# Required task
Give the number of lines in the entries that contain "this". State only the count.

# Data provided
• • • •

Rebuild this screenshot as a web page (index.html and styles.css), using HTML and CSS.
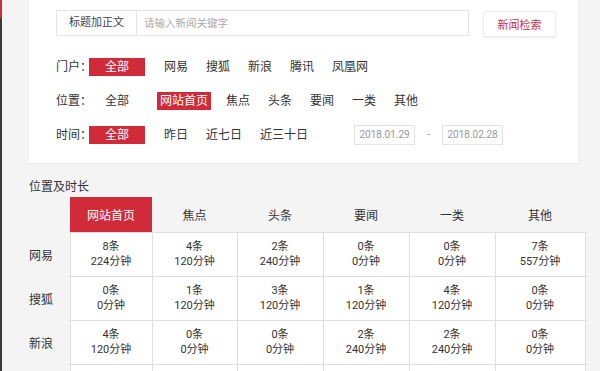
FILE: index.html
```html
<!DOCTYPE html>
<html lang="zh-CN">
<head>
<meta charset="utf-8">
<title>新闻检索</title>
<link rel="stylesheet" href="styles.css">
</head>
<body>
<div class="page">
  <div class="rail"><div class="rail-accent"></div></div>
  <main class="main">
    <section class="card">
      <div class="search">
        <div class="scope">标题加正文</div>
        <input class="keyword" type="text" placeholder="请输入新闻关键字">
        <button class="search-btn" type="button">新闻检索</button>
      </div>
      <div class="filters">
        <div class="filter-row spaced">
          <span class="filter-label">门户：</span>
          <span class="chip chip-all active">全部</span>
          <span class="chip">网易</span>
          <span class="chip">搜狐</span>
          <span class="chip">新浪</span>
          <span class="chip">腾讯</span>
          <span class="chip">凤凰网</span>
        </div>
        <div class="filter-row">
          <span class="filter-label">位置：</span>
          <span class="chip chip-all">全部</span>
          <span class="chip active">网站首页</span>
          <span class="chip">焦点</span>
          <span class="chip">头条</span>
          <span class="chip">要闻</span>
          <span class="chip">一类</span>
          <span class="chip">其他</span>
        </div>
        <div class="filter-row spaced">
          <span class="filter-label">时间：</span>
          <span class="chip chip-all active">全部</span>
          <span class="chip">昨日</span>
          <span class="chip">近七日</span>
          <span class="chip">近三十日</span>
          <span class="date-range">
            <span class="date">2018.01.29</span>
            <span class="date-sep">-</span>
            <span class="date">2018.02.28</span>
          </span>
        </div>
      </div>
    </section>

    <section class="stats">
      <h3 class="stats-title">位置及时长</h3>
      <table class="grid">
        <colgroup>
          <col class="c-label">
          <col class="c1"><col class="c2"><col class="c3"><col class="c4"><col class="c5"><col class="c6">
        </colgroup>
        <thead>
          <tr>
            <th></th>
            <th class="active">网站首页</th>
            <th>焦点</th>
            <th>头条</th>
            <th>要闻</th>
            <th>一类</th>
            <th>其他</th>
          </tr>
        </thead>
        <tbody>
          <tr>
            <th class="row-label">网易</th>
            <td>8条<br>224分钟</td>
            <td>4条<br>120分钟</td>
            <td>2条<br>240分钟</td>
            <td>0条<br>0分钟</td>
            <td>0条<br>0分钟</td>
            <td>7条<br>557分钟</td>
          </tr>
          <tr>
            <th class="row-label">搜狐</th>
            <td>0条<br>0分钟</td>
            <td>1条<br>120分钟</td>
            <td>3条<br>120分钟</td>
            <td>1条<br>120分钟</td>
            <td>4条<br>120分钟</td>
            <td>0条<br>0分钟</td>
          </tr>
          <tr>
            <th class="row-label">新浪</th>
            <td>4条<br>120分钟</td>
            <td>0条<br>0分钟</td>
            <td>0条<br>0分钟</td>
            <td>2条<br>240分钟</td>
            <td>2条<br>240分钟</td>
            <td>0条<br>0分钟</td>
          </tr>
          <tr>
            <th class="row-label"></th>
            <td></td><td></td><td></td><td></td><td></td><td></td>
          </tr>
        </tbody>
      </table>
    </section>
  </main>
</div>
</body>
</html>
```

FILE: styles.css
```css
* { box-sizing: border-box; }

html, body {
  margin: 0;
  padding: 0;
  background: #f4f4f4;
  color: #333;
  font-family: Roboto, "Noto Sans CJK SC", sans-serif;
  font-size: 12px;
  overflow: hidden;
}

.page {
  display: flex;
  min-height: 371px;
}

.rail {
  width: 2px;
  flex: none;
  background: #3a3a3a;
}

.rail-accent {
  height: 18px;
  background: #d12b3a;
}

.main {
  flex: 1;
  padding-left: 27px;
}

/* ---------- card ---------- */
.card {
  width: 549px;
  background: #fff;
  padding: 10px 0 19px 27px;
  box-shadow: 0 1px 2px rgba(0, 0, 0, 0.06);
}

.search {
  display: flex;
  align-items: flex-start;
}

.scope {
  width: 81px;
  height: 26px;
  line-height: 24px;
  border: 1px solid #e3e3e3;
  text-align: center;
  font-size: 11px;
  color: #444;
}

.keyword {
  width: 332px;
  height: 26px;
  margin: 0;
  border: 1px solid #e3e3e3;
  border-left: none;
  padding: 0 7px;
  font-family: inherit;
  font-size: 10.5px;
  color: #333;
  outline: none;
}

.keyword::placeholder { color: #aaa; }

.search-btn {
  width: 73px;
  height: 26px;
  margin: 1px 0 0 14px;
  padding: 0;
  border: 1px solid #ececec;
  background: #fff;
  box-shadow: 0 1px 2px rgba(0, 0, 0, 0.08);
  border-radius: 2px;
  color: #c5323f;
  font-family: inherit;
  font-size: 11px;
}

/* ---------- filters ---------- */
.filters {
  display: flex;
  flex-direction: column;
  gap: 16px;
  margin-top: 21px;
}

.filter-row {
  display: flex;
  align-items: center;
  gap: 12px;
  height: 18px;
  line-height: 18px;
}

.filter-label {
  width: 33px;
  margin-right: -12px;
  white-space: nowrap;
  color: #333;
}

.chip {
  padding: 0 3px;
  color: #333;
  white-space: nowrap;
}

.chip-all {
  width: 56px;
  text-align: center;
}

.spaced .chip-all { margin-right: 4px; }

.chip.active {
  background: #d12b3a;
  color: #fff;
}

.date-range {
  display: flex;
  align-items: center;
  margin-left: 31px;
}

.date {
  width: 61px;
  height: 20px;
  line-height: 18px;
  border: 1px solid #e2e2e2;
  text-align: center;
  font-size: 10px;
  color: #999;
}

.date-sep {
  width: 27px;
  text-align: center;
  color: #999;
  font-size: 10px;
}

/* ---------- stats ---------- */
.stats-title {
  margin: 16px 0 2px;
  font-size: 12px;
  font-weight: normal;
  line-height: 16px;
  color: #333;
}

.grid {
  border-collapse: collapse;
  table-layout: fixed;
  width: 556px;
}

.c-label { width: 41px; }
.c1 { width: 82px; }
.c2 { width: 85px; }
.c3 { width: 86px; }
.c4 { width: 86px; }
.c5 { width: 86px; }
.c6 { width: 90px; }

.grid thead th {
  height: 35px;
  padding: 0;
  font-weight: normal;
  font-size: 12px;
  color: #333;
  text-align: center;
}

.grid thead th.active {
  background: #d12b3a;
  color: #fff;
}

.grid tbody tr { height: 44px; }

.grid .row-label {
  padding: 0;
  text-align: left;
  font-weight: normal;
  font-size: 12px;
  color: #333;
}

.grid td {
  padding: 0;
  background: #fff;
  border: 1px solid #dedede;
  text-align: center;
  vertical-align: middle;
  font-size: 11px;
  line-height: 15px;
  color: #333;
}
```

• • • •

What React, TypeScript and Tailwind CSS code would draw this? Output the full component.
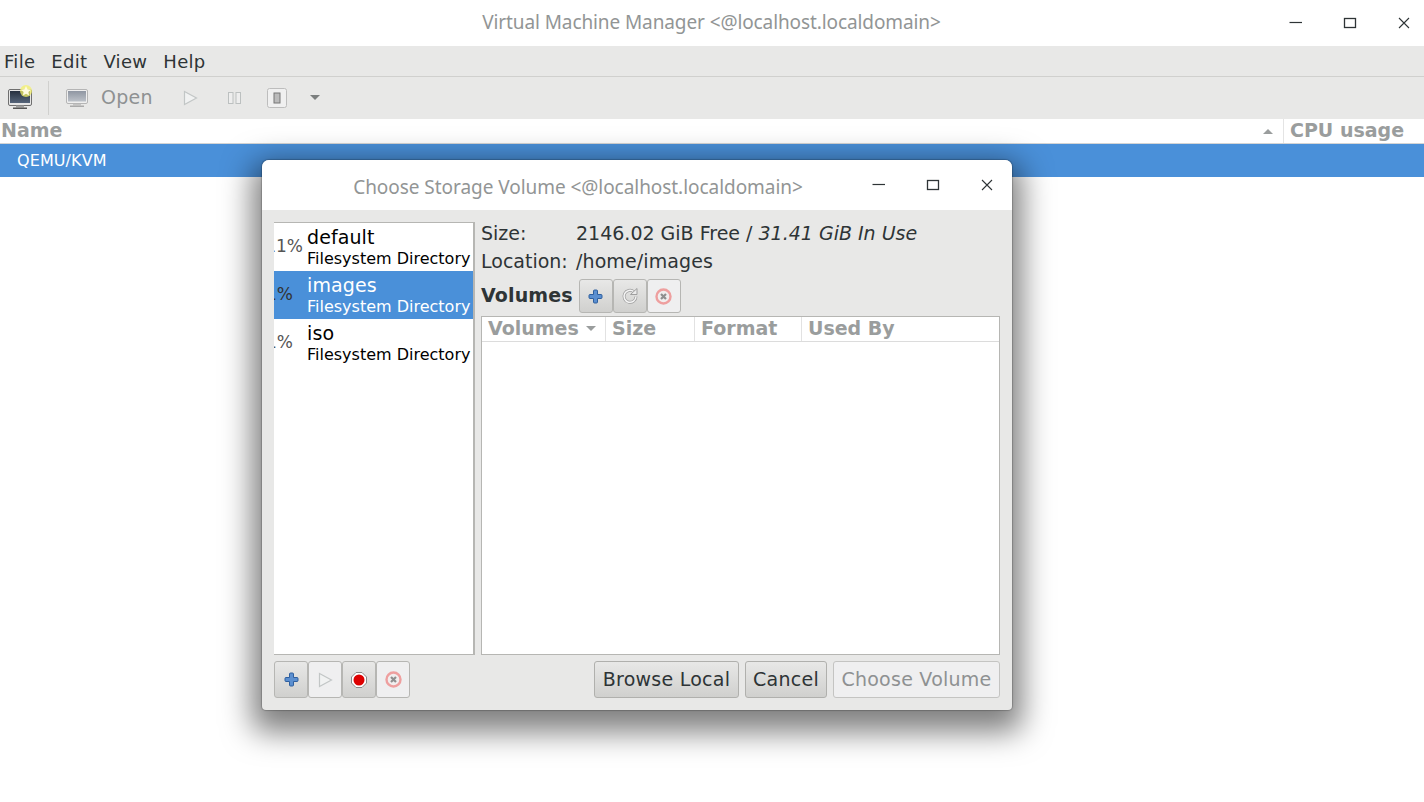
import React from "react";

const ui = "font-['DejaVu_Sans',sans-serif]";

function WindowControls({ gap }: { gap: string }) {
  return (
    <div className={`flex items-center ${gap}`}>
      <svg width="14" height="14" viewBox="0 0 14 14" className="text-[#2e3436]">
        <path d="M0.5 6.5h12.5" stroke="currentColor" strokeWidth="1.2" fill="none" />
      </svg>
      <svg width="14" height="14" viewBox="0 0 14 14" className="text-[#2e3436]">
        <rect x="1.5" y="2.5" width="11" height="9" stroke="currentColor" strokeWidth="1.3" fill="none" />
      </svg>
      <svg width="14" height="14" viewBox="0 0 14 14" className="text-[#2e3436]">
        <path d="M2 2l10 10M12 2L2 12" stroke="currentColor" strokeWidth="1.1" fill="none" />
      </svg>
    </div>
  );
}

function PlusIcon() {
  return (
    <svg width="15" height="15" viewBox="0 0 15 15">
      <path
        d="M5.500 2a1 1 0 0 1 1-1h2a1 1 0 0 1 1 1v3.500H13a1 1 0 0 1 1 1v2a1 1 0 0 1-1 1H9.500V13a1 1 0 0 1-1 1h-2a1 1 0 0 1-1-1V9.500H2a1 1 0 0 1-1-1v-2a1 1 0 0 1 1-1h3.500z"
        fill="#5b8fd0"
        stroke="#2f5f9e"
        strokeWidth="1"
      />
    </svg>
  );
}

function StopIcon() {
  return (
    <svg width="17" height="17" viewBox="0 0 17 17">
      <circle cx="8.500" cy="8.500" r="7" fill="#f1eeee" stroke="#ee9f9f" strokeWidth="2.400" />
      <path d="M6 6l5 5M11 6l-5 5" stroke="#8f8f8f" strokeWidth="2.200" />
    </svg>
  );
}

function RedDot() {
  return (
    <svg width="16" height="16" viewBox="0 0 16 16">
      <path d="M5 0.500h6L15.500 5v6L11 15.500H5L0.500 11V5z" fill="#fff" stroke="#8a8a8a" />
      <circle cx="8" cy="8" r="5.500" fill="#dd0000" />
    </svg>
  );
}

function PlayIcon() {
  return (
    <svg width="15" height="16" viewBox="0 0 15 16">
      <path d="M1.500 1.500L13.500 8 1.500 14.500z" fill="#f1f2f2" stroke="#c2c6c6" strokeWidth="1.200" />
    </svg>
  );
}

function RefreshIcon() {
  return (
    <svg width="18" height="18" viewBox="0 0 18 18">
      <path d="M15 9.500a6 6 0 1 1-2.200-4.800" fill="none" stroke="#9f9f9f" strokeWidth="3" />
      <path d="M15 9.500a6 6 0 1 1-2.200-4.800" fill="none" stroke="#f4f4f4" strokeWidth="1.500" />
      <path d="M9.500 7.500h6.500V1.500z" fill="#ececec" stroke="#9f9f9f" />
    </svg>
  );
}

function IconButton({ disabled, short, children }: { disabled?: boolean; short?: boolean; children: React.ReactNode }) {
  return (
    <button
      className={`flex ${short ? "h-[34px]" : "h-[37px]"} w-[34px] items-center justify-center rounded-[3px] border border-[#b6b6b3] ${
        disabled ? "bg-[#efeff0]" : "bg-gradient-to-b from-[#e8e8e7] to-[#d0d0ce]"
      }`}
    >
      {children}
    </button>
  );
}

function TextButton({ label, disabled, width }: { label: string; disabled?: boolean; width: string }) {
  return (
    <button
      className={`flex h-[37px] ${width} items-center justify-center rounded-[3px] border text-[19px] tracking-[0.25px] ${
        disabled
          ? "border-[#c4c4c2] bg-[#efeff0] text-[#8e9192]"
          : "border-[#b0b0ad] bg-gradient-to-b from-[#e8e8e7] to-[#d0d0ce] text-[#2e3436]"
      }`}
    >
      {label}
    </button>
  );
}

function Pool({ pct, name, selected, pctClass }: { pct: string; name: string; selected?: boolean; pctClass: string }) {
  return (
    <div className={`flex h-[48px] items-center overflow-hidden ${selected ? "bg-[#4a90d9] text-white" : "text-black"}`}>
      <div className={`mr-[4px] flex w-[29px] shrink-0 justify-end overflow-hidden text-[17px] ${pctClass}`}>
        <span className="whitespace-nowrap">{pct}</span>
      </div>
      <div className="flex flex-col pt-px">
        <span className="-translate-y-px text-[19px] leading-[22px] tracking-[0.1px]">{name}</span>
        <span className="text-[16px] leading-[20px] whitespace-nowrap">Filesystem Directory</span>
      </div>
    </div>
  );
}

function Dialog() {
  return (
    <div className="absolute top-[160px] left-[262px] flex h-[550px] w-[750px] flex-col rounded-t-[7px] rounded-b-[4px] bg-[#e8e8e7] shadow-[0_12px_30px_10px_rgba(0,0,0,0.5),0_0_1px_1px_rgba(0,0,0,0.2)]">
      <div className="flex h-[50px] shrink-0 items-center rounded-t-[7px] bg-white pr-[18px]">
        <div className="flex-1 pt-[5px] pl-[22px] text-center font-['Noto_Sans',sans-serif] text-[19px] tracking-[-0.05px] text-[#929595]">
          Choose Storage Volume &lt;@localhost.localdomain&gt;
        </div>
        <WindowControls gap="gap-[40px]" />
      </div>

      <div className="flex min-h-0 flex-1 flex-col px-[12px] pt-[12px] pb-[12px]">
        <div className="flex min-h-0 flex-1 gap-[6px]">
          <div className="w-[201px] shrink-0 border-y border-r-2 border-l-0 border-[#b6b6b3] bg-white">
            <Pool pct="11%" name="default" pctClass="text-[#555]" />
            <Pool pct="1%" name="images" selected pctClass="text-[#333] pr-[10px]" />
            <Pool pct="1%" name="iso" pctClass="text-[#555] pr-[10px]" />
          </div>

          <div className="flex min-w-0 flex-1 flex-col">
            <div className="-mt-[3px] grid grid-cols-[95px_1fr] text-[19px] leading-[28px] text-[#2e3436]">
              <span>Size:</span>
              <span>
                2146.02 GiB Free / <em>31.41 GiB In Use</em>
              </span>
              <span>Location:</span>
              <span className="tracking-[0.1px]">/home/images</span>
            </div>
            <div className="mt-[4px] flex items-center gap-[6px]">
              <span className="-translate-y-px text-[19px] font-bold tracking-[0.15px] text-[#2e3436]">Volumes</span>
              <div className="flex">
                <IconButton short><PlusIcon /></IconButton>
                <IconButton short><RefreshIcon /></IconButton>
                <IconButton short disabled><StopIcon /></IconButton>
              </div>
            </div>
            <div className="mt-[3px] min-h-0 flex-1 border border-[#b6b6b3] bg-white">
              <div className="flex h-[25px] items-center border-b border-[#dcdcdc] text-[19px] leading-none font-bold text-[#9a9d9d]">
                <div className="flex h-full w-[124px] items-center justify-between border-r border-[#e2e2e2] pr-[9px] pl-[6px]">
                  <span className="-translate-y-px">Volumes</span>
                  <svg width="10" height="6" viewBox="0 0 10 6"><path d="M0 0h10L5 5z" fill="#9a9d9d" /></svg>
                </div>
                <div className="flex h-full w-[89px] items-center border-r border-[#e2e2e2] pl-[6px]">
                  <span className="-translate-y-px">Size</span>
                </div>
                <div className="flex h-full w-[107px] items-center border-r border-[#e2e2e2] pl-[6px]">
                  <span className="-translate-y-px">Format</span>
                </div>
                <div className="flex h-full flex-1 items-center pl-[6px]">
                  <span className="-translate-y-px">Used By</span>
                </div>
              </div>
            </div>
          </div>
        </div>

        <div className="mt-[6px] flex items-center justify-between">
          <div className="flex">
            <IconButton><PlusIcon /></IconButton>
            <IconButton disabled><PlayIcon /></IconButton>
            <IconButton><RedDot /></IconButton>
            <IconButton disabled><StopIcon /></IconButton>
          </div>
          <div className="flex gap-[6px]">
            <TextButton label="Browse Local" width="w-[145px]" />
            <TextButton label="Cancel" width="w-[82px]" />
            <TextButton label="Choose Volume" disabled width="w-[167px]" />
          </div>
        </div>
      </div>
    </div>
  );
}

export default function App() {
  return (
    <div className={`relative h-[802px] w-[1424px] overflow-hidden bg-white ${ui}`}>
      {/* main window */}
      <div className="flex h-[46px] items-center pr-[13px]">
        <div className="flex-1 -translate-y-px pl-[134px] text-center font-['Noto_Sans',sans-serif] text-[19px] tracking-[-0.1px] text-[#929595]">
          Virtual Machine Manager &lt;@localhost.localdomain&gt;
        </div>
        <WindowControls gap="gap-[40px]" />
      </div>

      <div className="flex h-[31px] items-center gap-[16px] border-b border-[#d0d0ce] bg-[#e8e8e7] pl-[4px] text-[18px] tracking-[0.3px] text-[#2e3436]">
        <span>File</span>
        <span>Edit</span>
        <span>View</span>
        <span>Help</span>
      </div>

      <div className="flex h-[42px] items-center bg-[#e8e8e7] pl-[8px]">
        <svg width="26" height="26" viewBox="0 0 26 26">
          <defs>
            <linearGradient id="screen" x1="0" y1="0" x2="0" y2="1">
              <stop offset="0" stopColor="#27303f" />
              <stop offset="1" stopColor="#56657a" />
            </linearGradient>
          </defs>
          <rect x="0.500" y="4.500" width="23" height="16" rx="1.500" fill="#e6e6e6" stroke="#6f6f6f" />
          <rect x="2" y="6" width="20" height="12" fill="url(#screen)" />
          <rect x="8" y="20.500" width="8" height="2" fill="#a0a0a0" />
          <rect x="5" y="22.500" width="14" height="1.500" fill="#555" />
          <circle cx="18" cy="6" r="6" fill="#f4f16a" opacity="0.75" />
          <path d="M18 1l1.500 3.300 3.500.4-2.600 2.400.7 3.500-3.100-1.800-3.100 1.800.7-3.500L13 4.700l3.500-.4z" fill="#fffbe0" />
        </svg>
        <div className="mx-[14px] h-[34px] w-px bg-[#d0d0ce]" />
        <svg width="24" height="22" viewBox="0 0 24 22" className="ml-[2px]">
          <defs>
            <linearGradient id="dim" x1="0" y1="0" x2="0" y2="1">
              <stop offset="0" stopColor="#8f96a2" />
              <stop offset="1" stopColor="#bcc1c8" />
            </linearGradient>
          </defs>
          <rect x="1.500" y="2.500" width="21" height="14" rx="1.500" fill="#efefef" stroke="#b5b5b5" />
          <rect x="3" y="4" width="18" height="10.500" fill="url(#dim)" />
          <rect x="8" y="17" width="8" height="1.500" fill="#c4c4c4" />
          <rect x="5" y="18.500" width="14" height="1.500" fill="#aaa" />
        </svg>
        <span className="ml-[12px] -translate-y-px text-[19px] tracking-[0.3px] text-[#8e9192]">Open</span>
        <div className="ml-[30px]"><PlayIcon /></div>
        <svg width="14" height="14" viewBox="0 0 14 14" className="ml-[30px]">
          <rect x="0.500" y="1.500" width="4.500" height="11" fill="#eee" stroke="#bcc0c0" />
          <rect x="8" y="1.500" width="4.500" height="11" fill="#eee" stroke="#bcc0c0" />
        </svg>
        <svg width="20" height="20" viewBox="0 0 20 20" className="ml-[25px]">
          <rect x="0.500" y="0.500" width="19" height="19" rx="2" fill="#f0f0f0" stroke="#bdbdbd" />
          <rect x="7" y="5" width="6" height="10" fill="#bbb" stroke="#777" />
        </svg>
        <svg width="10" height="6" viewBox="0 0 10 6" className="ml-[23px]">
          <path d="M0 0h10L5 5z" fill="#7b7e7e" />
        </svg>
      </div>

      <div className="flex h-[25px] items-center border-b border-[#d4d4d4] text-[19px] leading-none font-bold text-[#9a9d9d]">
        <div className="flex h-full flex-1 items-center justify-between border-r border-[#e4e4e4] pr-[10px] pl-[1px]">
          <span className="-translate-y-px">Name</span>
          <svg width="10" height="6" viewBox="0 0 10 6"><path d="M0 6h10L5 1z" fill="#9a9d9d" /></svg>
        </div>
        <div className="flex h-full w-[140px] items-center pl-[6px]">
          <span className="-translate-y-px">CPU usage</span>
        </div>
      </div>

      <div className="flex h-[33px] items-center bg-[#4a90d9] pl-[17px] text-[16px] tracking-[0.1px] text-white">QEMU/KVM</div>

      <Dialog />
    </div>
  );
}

• • • •

# Written solution
2